A Hybrid Experimental-Numerical Approach to Study the Evolution of Porous Media during Biomineralization.

In this study, pore-scale characteristics of the interactions between biogeochemically induced carbonate precipitation and the accompanying impacts on the hydraulics properties of porous media are investigated by using a hybrid experimental-numerical approach. The experimental studies consist of a two-dimensional transparent microfluidic chip to visualize the biomineralization process at a pore-scale. A reactive solution is flushed in 10 cycles through the microfluidic chip while the process is recorded by time-sequential high-resolution imaging.
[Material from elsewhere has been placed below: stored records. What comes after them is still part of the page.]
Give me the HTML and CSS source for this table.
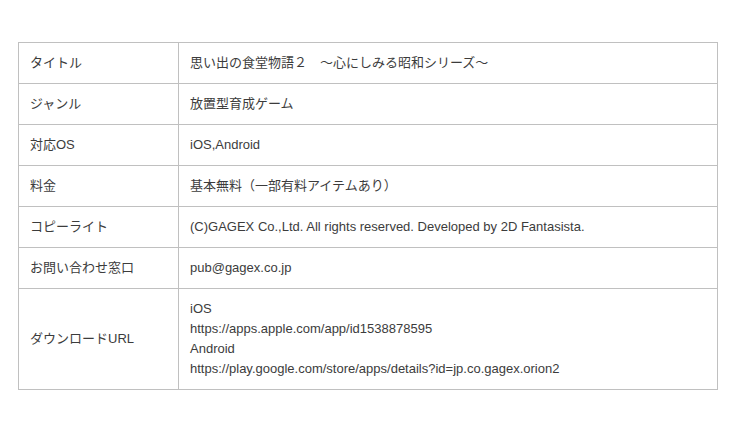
FILE: index.html
```html
<!DOCTYPE html>
<html lang="ja">
<head>
<meta charset="utf-8">
<link rel="stylesheet" href="styles.css">
</head>
<body>
<table class="spec">
<tr><th>タイトル</th><td>思い出の食堂物語２　～心にしみる昭和シリーズ～</td></tr>
<tr><th>ジャンル</th><td>放置型育成ゲーム</td></tr>
<tr><th>対応OS</th><td>iOS,Android</td></tr>
<tr><th>料金</th><td>基本無料（一部有料アイテムあり）</td></tr>
<tr><th>コピーライト</th><td>(C)GAGEX Co.,Ltd. All rights reserved. Developed by 2D Fantasista.</td></tr>
<tr><th>お問い合わせ窓口</th><td>pub@gagex.co.jp</td></tr>
<tr><th>ダウンロードURL</th><td>iOS<br>https://apps.apple.com/app/id1538878595<br>Android<br>https://play.google.com/store/apps/details?id=jp.co.gagex.orion2</td></tr>
</table>
</body>
</html>
```
FILE: styles.css
```css
html, body {
  margin: 0;
  padding: 0;
  background: #fff;
}
body {
  padding: 42px 0 0 18px;
  font-family: "Liberation Sans", "Noto Sans CJK JP", sans-serif;
  font-size: 13px;
  color: #3c3c3c;
}
.spec {
  border-collapse: collapse;
  width: 700px;
}
.spec th, .spec td {
  border: 1px solid #c0c0c0;
  padding: 10px 11px;
  line-height: 20px;
  text-align: left;
  font-weight: normal;
  vertical-align: middle;
}
.spec th {
  width: 137px;
}
```
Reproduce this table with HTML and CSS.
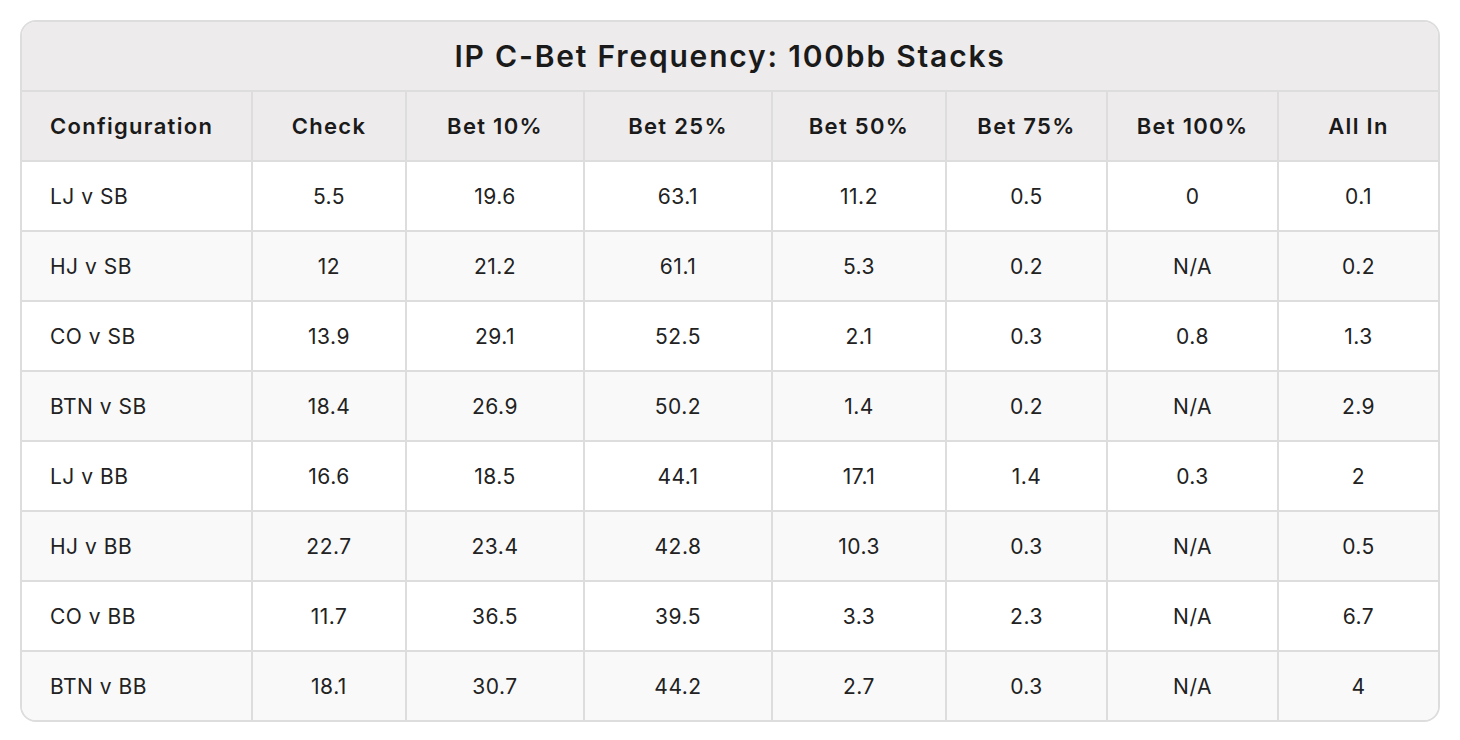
FILE: index.html
```html
<!DOCTYPE html>
<html lang="en">
<head>
<meta charset="utf-8">
<title>IP C-Bet Frequency: 100bb Stacks</title>
<link rel="stylesheet" href="styles.css">
</head>
<body>
<div class="page">
  <div class="card">
    <table class="freq">
      <colgroup>
        <col class="c-config">
        <col class="c-check">
        <col class="c-b10">
        <col class="c-b25">
        <col class="c-b50">
        <col class="c-b75">
        <col class="c-b100">
        <col class="c-allin">
      </colgroup>
      <thead>
        <tr class="title-row"><th colspan="8" class="title">IP C-Bet Frequency: 100bb Stacks</th></tr>
        <tr class="head-row">
          <th class="first">Configuration</th>
          <th>Check</th>
          <th>Bet 10%</th>
          <th>Bet 25%</th>
          <th>Bet 50%</th>
          <th>Bet 75%</th>
          <th>Bet 100%</th>
          <th class="last">All In</th>
        </tr>
      </thead>
      <tbody>
        <tr><td class="first">LJ v SB</td><td>5.5</td><td>19.6</td><td>63.1</td><td>11.2</td><td>0.5</td><td>0</td><td class="last">0.1</td></tr>
        <tr><td class="first">HJ v SB</td><td>12</td><td>21.2</td><td>61.1</td><td>5.3</td><td>0.2</td><td>N/A</td><td class="last">0.2</td></tr>
        <tr><td class="first">CO v SB</td><td>13.9</td><td>29.1</td><td>52.5</td><td>2.1</td><td>0.3</td><td>0.8</td><td class="last">1.3</td></tr>
        <tr><td class="first">BTN v SB</td><td>18.4</td><td>26.9</td><td>50.2</td><td>1.4</td><td>0.2</td><td>N/A</td><td class="last">2.9</td></tr>
        <tr><td class="first">LJ v BB</td><td>16.6</td><td>18.5</td><td>44.1</td><td>17.1</td><td>1.4</td><td>0.3</td><td class="last">2</td></tr>
        <tr><td class="first">HJ v BB</td><td>22.7</td><td>23.4</td><td>42.8</td><td>10.3</td><td>0.3</td><td>N/A</td><td class="last">0.5</td></tr>
        <tr><td class="first">CO v BB</td><td>11.7</td><td>36.5</td><td>39.5</td><td>3.3</td><td>2.3</td><td>N/A</td><td class="last">6.7</td></tr>
        <tr class="last-row"><td class="first">BTN v BB</td><td>18.1</td><td>30.7</td><td>44.2</td><td>2.7</td><td>0.3</td><td>N/A</td><td class="last">4</td></tr>
      </tbody>
    </table>
  </div>
</div>
</body>
</html>
```

FILE: styles.css
```css
html, body {
  margin: 0;
  padding: 0;
  background: #ffffff;
}

body {
  font-family: "Inter", "Noto Sans", "Liberation Sans", sans-serif;
  color: #1b1b1b;
}

.page {
  padding: 20px;
}

.card {
  width: 1420px;
  box-sizing: border-box;
  border: 2px solid #dddddd;
  border-radius: 16px;
  overflow: hidden;
  background: #ffffff;
}

.freq {
  width: 100%;
  border-collapse: separate;
  border-spacing: 0;
  table-layout: fixed;
}

.c-config { width: 231px; }
.c-check { width: 154px; }
.c-b10 { width: 178px; }
.c-b25 { width: 188px; }
.c-b50 { width: 174px; }
.c-b75 { width: 161px; }
.c-b100 { width: 171px; }
.c-allin { width: 159px; }

.freq th,
.freq td {
  height: 68px;
  padding: 0;
  box-sizing: content-box;
  text-align: center;
  vertical-align: middle;
  border-right: 2px solid #dddddd;
  border-bottom: 2px solid #dddddd;
}

.freq .last {
  border-right: none;
}

.freq .last-row td {
  border-bottom: none;
}

.title-row th {
  height: 68px;
  border-right: none;
  background: #edebec;
  font-size: 30px;
  font-weight: 600;
  letter-spacing: 1.8px;
  color: #1a1a1a;
}

.head-row th {
  background: #edebec;
  font-size: 22px;
  font-weight: 600;
  letter-spacing: 1.3px;
  color: #1a1a1a;
}

.freq .first {
  text-align: left;
  padding-left: 28px;
}

.freq td {
  font-size: 21px;
  font-weight: 400;
  letter-spacing: 0.5px;
  color: #222222;
}

.freq tbody tr:nth-child(even) td {
  background: #f9f9f9;
}
```
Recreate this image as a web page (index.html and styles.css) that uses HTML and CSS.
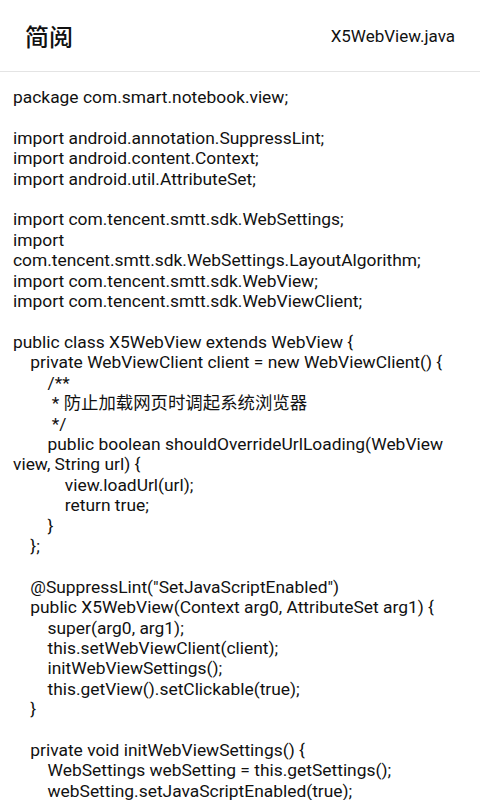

The fluid flow response in the pore structure due to clogging was traced via dyed water injection and recording the video in the early stages of the fluid entrance to the pore structure and its percolation through the pore network. To obtain tempo-spatial characteristics of velocity fields affected by mineralization in the pore space, Particle Image Velocimetry (PIV) method is adopted by injecting fluorescent micro-sized spheres into the water saturated pore network. The experimental images were analyzed using a developed image processing algorithm to detect carbonate minerals within the pore space. Based on processed images, a finite element CFD model was developed to explore the impact of bioclogging on the hydrodynamics of the porous media including the evolution of pore structure morphology, porosity-permeability relations and of fluid percolation pathways.